Additional Characters

SHAH ZAMAN’S WIFE
Woman, 20s–40s. The wife of Shah Zaman. Her betrayal is the first rupture in the story and sets the emotional chain of events in motion. Requires subtlety, tension, and the ability to play a key moment without turning the character into a stereotype.

PALACE ATTENDANTS / COURT WOMEN / SERVANTS / GUARDS
All genders, 18+. These roles help build the world of the palace and the court. Some may be involved in formal court scenes, silent dramatic moments, movement-based staging, or scenes showing the fear spreading through the kingdom.

THE IFRIT / JINN
Man or masculine-presenting, 30s–60s. A powerful supernatural being encountered by the two kings during their journey. This role requires physical presence, stillness, threat, and possibly strong movement or voice work. The character should feel ancient, dangerous, and larger than ordinary human power.

THE WOMAN IN THE CHEST
Woman, 20s–40s. A woman held captive by the Ifrit/Jinn. Her scene is one of the most unsettling moments in the opening frame story and is central to the brothers’ distorted view of trust, power, and women. This role requires confidence, emotional complexity, and comfort with mature material. The scene will be handled carefully, without nudity or explicit content unless clearly discussed and agreed in advance.

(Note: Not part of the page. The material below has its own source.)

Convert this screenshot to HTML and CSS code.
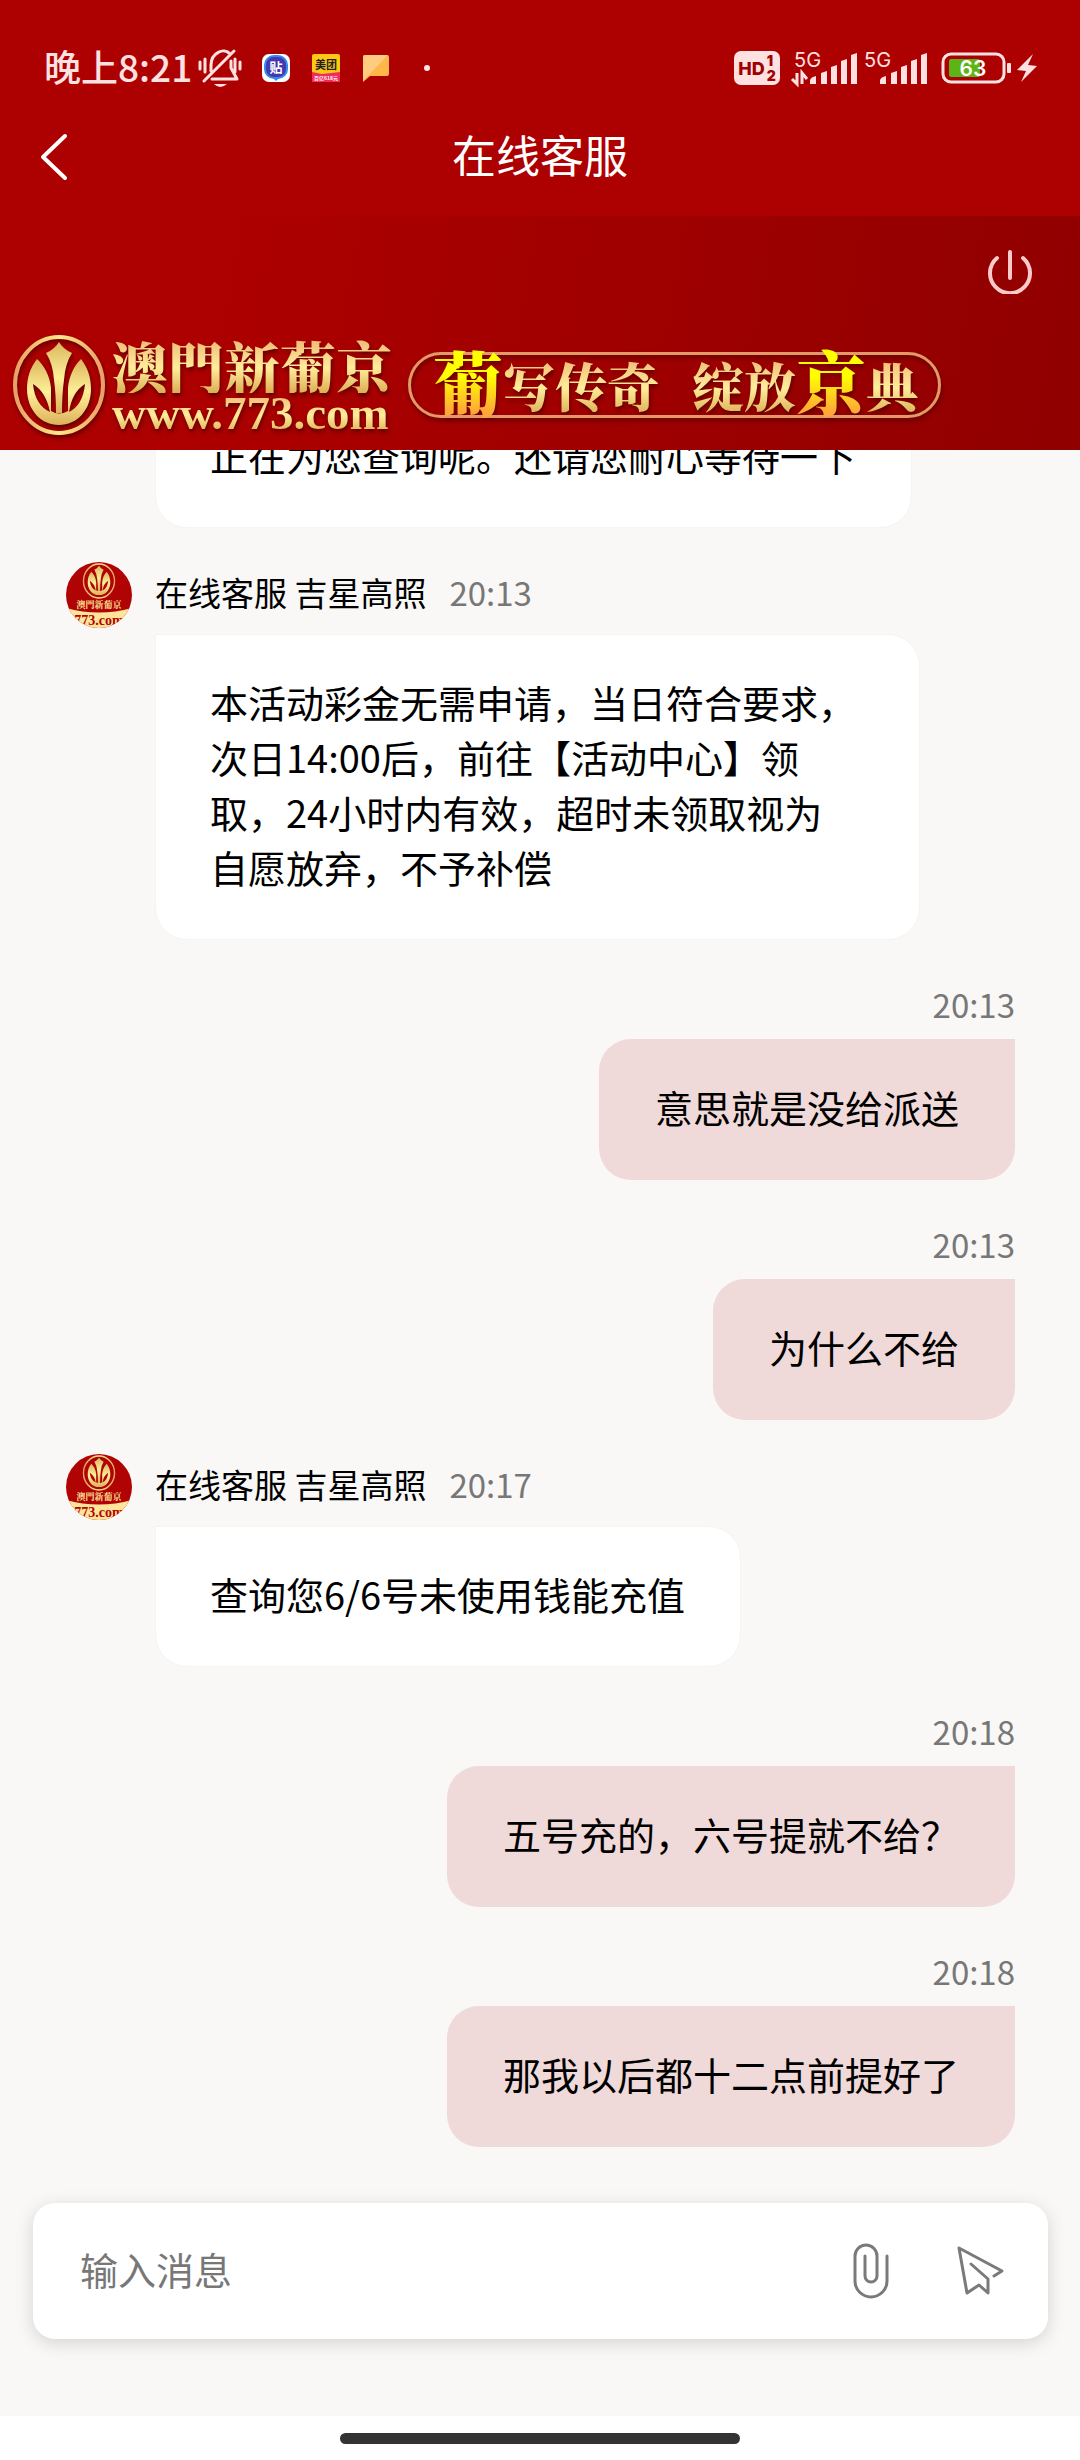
FILE: index.html
```html
<!DOCTYPE html>
<html lang="zh-CN">

<head>
    <meta charset="UTF-8">
    <meta name="viewport" content="width=device-width, initial-scale=1.0">
    <title>在线客服</title>
    <link rel="stylesheet" href="styles.css">
</head>

<body>
    <!-- 公用图形 -->
    <svg class="defs" width="0" height="0" aria-hidden="true">
        <defs>
            <linearGradient id="gold" x1="0" y1="0" x2="0" y2="1">
                <stop offset="0" stop-color="#d9b55c" />
                <stop offset="0.5" stop-color="#fff09a" />
                <stop offset="1" stop-color="#dcb25a" />
            </linearGradient>
            <linearGradient id="ring" x1="0" y1="0" x2="1" y2="0">
                <stop offset="0" stop-color="#e8a066" />
                <stop offset="0.5" stop-color="#ffe98c" />
                <stop offset="1" stop-color="#e8a066" />
            </linearGradient>
            <clipPath id="round">
                <circle cx="33" cy="33" r="33" />
            </clipPath>
            <symbol id="emblem" viewBox="0 0 94 102">
                <ellipse cx="47" cy="51" rx="44" ry="48" fill="none" stroke="url(#ring)" stroke-width="4" />
                <path fill="url(#gold)" d="M47 8 Q43 15 34 19 Q41 30 42 46 Q44 60 44 79 H50 Q50 60 52 46 Q53 30 60 19 Q51 15 47 8 Z" />
                <path fill="url(#gold)" fill-rule="evenodd" d="M25 25 C18 34 15 44 15 55 C15 76 29 91 47 91 C65 91 79 76 79 55 C79 44 76 34 69 25 C62 32 57 42 56 54 V77 Q47 82 39 77 V54 C38 42 32 31 25 25 Z M21 50 Q34 58 38 78 Q23 71 21 50 Z M73 50 Q71 71 57 78 Q60 58 73 50 Z" />
            </symbol>
            <symbol id="avatar" viewBox="0 0 66 66">
                <g clip-path="url(#round)">
                    <rect width="66" height="66" fill="#b00404" />
                    <path d="M0 46 Q33 55 66 46 V66 H0 Z" fill="#ffe49a" />
                    <use href="#emblem" x="16" y="1" width="34" height="36" />
                    <text x="33" y="46" class="avatar-name" text-anchor="middle">澳門新葡京</text>
                    <text x="33" y="63" class="avatar-site" text-anchor="middle">773.com</text>
                </g>
            </symbol>
            <symbol id="bars" viewBox="0 0 70 36">
                <path d="M20 34 V30 Q21 27 26 26 V34 Z M31 34 V23 L37 21 V34 Z M41 34 V17 L47 15 V34 Z M51 34 V11 L57 9 V34 Z M61 34 V5 L67 3 V34 Z" />
            </symbol>
        </defs>
    </svg>

    <div class="app">
        <header class="top">
            <!-- 状态栏 -->
            <div class="status">
                <div class="status-left">
                    <span class="clock">晚上8:21</span>
                    <svg class="mute" viewBox="0 0 44 40">
                        <path d="M2 14V21M7 11V24M37 11V24M42 14V21M6 33L36 3M13 23V17C13 5 26 -1 32 6M33 13V20L39 31H14" />
                        <path class="solid" d="M16 36H29Q22 42 16 36Z" />
                    </svg>
                    <svg class="app-icon" viewBox="0 0 28 28">
                        <rect width="28" height="28" rx="7" fill="#fff" />
                        <rect x="3" y="2" width="22" height="22" rx="9" fill="#4638ad" stroke="#2f8cf0" stroke-width="2" />
                        <path d="M11 24H17L14 27Z" fill="#2f8cf0" />
                        <text x="14" y="18" class="tie" text-anchor="middle">贴</text>
                    </svg>
                    <svg class="app-icon" viewBox="0 0 28 28">
                        <rect width="28" height="28" rx="2" fill="#ffc814" />
                        <path d="M0 18L10 20L28 18V26Q28 28 26 28H2Q0 28 0 26Z" fill="#ef2c5c" />
                        <text x="14" y="15" class="mt" text-anchor="middle">美团</text>
                        <text x="14" y="26" class="mt-sale" text-anchor="middle">百亿618元</text>
                    </svg>
                    <svg class="app-icon" viewBox="0 0 28 28">
                        <path d="M1 3Q1 1 3 1H25Q27 1 27 3V20Q27 22 25 22H8L1 28Z" fill="#ffb74a" />
                        <path d="M1 3Q1 1 3 1H26L1 27Z" fill="#ffcb80" />
                    </svg>
                    <span class="dot"></span>
                </div>
                <div class="status-right">
                    <span class="hd">HD<span class="hd-sim"><b>1</b><b>2</b></span></span>
                    <svg class="signal" viewBox="0 0 70 36">
                        <text x="4" y="17">5G</text>
                        <use href="#bars" />
                        <path class="arrows" d="M7 23V34L2 29M12 34V23L17 29" />
                    </svg>
                    <svg class="signal" viewBox="0 0 70 36">
                        <text x="4" y="17">5G</text>
                        <use href="#bars" />
                    </svg>
                    <svg class="battery" viewBox="0 0 71 32">
                        <rect x="2" y="2" width="61" height="28" rx="8" class="shell" />
                        <rect x="8" y="7" width="31" height="18" rx="2" fill="#5cb416" />
                        <rect x="66" y="11" width="4" height="10" rx="1" fill="#ffe1e1" />
                        <text x="32" y="24" text-anchor="middle">63</text>
                    </svg>
                    <svg class="bolt" viewBox="0 0 20 30">
                        <path d="M16 1L0 17L9 18L4 29L20 13L11 12Z" />
                    </svg>
                </div>
            </div>

            <!-- 标题栏 -->
            <nav class="nav">
                <button class="icon-btn back" type="button" aria-label="返回">
                    <svg viewBox="0 0 28 48">
                        <path d="M25 3L3 24L25 45" />
                    </svg>
                </button>
                <h1>在线客服</h1>
            </nav>
        </header>

        <!-- 品牌横幅 -->
        <section class="banner">
            <button class="icon-btn power" type="button" aria-label="退出">
                <svg viewBox="0 0 44 44">
                    <path d="M22 2V28M9 8A20 20 0 1 0 35 8" />
                </svg>
            </button>
            <div class="brand">
                <svg class="brand-logo">
                    <use href="#emblem" />
                </svg>
                <div class="wordmark">
                    <span class="brand-name">澳門新葡京</span>
                    <span class="brand-site">www.773.com</span>
                </div>
                <div class="slogan">
                    <span class="big">葡</span><span>写传奇</span><span class="second">绽放</span><span class="big">京</span><span>典</span>
                </div>
            </div>
        </section>

        <!-- 聊天记录 -->
        <main class="chat">
            <article class="msg in">
                <p class="bubble">正在为您查询呢。还请您耐心等待一下</p>
            </article>
            <article class="msg in">
                <div class="meta">
                    <svg class="avatar"><use href="#avatar" /></svg>
                    <span class="name">在线客服 吉星高照</span>
                    <time>20:13</time>
                </div>
                <p class="bubble">本活动彩金无需申请，当日符合要求，次日14:00后，前往【活动中心】领取，24小时内有效，超时未领取视为<br>自愿放弃，不予补偿</p>
            </article>
            <article class="msg out">
                <div class="meta"><time>20:13</time></div>
                <p class="bubble">意思就是没给派送</p>
            </article>
            <article class="msg out">
                <div class="meta"><time>20:13</time></div>
                <p class="bubble">为什么不给</p>
            </article>
            <article class="msg in">
                <div class="meta">
                    <svg class="avatar"><use href="#avatar" /></svg>
                    <span class="name">在线客服 吉星高照</span>
                    <time>20:17</time>
                </div>
                <p class="bubble">查询您6/6号未使用钱能充值</p>
            </article>
            <article class="msg out">
                <div class="meta"><time>20:18</time></div>
                <p class="bubble">五号充的，六号提就不给？</p>
            </article>
            <article class="msg out">
                <div class="meta"><time>20:18</time></div>
                <p class="bubble">那我以后都十二点前提好了</p>
            </article>
        </main>

        <!-- 输入框 -->
        <form class="composer">
            <input type="text" placeholder="输入消息" aria-label="输入消息">
            <button class="icon-btn clip" type="button" aria-label="附件">
                <svg viewBox="0 0 40 62">
                    <path d="M15 16V36A6 6 0 0 0 27 36V16A11 11 0 0 0 5 16V41A16 16 0 0 0 37 41V16" />
                </svg>
            </button>
            <button class="icon-btn send" type="submit" aria-label="发送">
                <svg viewBox="0 0 50 50">
                    <path d="M38 30L46 25L3 2L11 47L23 39L32 47V33L15 18" />
                </svg>
            </button>
        </form>

        <footer class="home"><span></span></footer>
    </div>
</body>

</html>
```

FILE: styles.css
```css
* {
    box-sizing: border-box;
}

body {
    margin: 0;
    background-color: #f9f8f7;
    color: #000;
    font-family: "Noto Sans CJK SC", "Noto Sans", sans-serif;
}

.defs {
    position: absolute;
}

.app {
    display: flex;
    flex-direction: column;
    height: 100vh;
}

.icon-btn {
    display: flex;
    padding: 0;
    border: none;
    background: none;
    cursor: pointer;
}

.icon-btn path {
    fill: none;
    stroke-linecap: round;
    stroke-linejoin: round;
}

/* 状态栏 */
.top {
    background-color: #ad0000;
}

.status {
    display: flex;
    justify-content: space-between;
    align-items: center;
    padding: 50px 43px 0 44px;
    height: 86px;
}

.status-left,
.status-right {
    display: flex;
    align-items: center;
}

.status-left {
    gap: 22px;
}

.clock {
    margin-right: -16px;
    padding-bottom: 4px;
    color: #ffe1e1;
    font-size: 37px;
    font-weight: 500;
    line-height: 36px;
}

.mute {
    width: 44px;
    height: 40px;
    margin-right: -2px;
    fill: none;
    stroke: #ffe1e1;
    stroke-width: 3;
    stroke-linecap: round;
    stroke-linejoin: round;
}

.mute .solid {
    fill: #ffe1e1;
    stroke: none;
}

.app-icon {
    width: 28px;
    height: 28px;
}

.tie {
    fill: #fff;
    font-size: 13px;
    font-weight: 700;
}

.mt {
    fill: #222;
    font-size: 11px;
    font-weight: 700;
}

.mt-sale {
    fill: #fff;
    font-size: 5px;
    font-weight: 700;
}

.dot {
    width: 6px;
    height: 6px;
    margin-left: 12px;
    border-radius: 50%;
    background-color: #ffe1e1;
}

.hd {
    display: flex;
    justify-content: center;
    align-items: center;
    gap: 2px;
    width: 46px;
    height: 34px;
    margin-right: 10px;
    border-radius: 7px;
    background-color: #ffe1e1;
    color: #a00000;
    font-family: Inter, sans-serif;
    font-size: 18px;
    font-weight: 800;
}

.hd-sim {
    display: flex;
    flex-direction: column;
    font-size: 14px;
    line-height: 15px;
}

.signal {
    width: 70px;
    height: 36px;
    overflow: visible;
    fill: #ffe1e1;
    font-family: Inter, sans-serif;
    font-size: 20px;
}

.arrows {
    fill: none;
    stroke: #ffe1e1;
    stroke-width: 3;
}

.battery {
    width: 71px;
    height: 32px;
    margin-left: 11px;
    fill: #fff;
    font-family: Inter, sans-serif;
    font-size: 21px;
    font-weight: 600;
}

.shell {
    fill: none;
    stroke: #ffe1e1;
    stroke-width: 3;
}

.bolt {
    width: 20px;
    height: 30px;
    margin-left: 5px;
    fill: #ffe1e1;
}

/* 标题栏 */
.nav {
    display: grid;
    grid-template-columns: 1fr auto 1fr;
    align-items: center;
    height: 130px;
    padding: 12px 40px 0;
}

.nav h1 {
    margin: 0;
    padding-bottom: 6px;
    color: #fff;
    font-size: 44px;
    font-weight: 400;
    line-height: 60px;
}

.back svg {
    width: 28px;
    height: 48px;
    stroke: #fff;
    stroke-width: 4;
}

/* 品牌横幅 */
.banner {
    display: flex;
    flex-direction: column;
    gap: 40px;
    padding: 34px 12px 14px;
    background: linear-gradient(100deg, #ad0000 20%, #900000);
}

.power {
    align-self: flex-end;
    margin-right: 36px;
}

.power svg {
    width: 44px;
    height: 44px;
    stroke: #ffc9c9;
    stroke-width: 4;
}

.brand {
    display: flex;
    align-items: center;
    gap: 6px;
}

.brand-logo {
    width: 94px;
    height: 102px;
    filter: drop-shadow(1px 3px 2px #600000);
}

.wordmark {
    display: flex;
    flex-direction: column;
    width: 280px;
    filter: drop-shadow(1px 3px 2px #600000);
}

.brand-name,
.brand-site,
.slogan span {
    background: linear-gradient(#efb574, #ffed9a 55%, #dcae54);
    -webkit-background-clip: text;
    background-clip: text;
    color: transparent;
}

.brand-name {
    font-family: "Noto Serif CJK TC", "Noto Sans CJK TC", serif;
    font-size: 56px;
    font-weight: 900;
    line-height: 56px;
}

.brand-site {
    font-family: "Liberation Serif", serif;
    font-size: 47px;
    font-weight: 700;
    line-height: 40px;
}

.slogan {
    display: flex;
    align-items: center;
    height: 66px;
    margin-left: 10px;
    padding: 0 20px 0 22px;
    border: 3px solid #e29a66;
    border-radius: 33px;
    font-family: "Noto Serif CJK SC", "Noto Sans CJK SC", serif;
    font-size: 52px;
    font-weight: 900;
    line-height: 60px;
    white-space: nowrap;
    filter: drop-shadow(1px 3px 2px #600000);
}

.slogan .big {
    padding-bottom: 8px;
    background-image: linear-gradient(#ffff00 40%, #ffa53a 80%);
    font-size: 70px;
    line-height: 84px;
}

.slogan .second {
    margin-left: 33px;
}

/* 聊天记录 */
.chat {
    display: flex;
    flex: 1;
    flex-direction: column;
    justify-content: flex-end;
    gap: 34px;
    min-height: 0;
    overflow: hidden;
    padding: 0 65px 56px 66px;
}

.msg {
    display: flex;
    flex-direction: column;
    flex-shrink: 0;
}

.meta {
    display: flex;
    align-items: center;
    height: 65px;
    padding-bottom: 6px;
    font-size: 33px;
    line-height: 48px;
}

.meta time {
    color: #777;
}

.bubble {
    margin: 0;
    font-size: 38px;
    line-height: 55px;
}

.in .meta {
    align-items: flex-start;
    height: 72px;
    padding: 0;
}

.in .meta span,
.in .meta time {
    padding-top: 6px;
}

.in time {
    margin-left: 23px;
}

.avatar {
    width: 66px;
    height: 66px;
    margin-right: 23px;
}

.avatar-name {
    fill: #ffe49a;
    font-family: "Noto Serif CJK TC", "Noto Sans CJK TC", serif;
    font-size: 9px;
    font-weight: 700;
}

.avatar-site {
    fill: #b00404;
    font-family: "Liberation Serif", serif;
    font-size: 14px;
    font-weight: 700;
}

.in .bubble {
    align-self: flex-start;
    max-width: calc(100% - 184px);
    margin-left: 89px;
    padding: 39px 55px 45px 54px;
    border: 1px solid #f5f4f3;
    border-radius: 0 32px 32px 32px;
    background-color: #fff;
}

.out {
    align-items: flex-end;
}

.out .bubble {
    padding: 40px 56px 46px;
    border-radius: 32px 0 32px 32px;
    background-color: #f0d9d9;
}

/* 输入框 */
.composer {
    display: flex;
    align-items: center;
    height: 136px;
    margin: 0 32px 77px 33px;
    padding: 0 42px 0 47px;
    border-radius: 22px;
    background-color: #fff;
    box-shadow: 0 4px 18px rgba(0, 0, 0, 0.15);
}

.composer input {
    flex: 1;
    min-width: 0;
    padding: 0 0 4px;
    border: none;
    outline: none;
    background: none;
    font-family: inherit;
    font-size: 38px;
    line-height: 56px;
}

.composer input::placeholder {
    color: #777;
    opacity: 1;
}

.composer path {
    stroke: #7a7a7a;
    stroke-width: 3;
}

.clip svg {
    width: 40px;
    height: 62px;
}

.send {
    margin-left: 66px;
}

.send svg {
    width: 50px;
    height: 50px;
}

/* 底部手势条 */
.home {
    display: flex;
    justify-content: center;
    align-items: center;
    height: 44px;
    background-color: #fff;
}

.home span {
    width: 37%;
    height: 11px;
    border-radius: 6px;
    background-color: #333;
}
```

SHAHRYAR’S QUEEN / ROYAL WIFE
Woman, 20s–40s. The wife of King Shahryar. Her betrayal is part of the crisis that begins the king’s collapse into violence. This role must be handled seriously and without caricature. Requires presence, confidence, and comfort with tense dramatic material.

MAS’UD / COURT LOVER
Man, 20s–40s. A figure connected to the palace betrayal in Shahryar’s court. This role should be cast and written with care, especially because some older translations present this material through racialized and exoticized language. Our production will approach the role through the source text while avoiding caricature or harmful visual shorthand.

YOUNG WOMEN OF THE KINGDOM / FAMILIES OF THE KINGDOM
Women and all genders, 18+. These roles represent the human cost of Shahryar’s rule and the fear created by his nightly marriages. These parts may be non-speaking but emotionally important.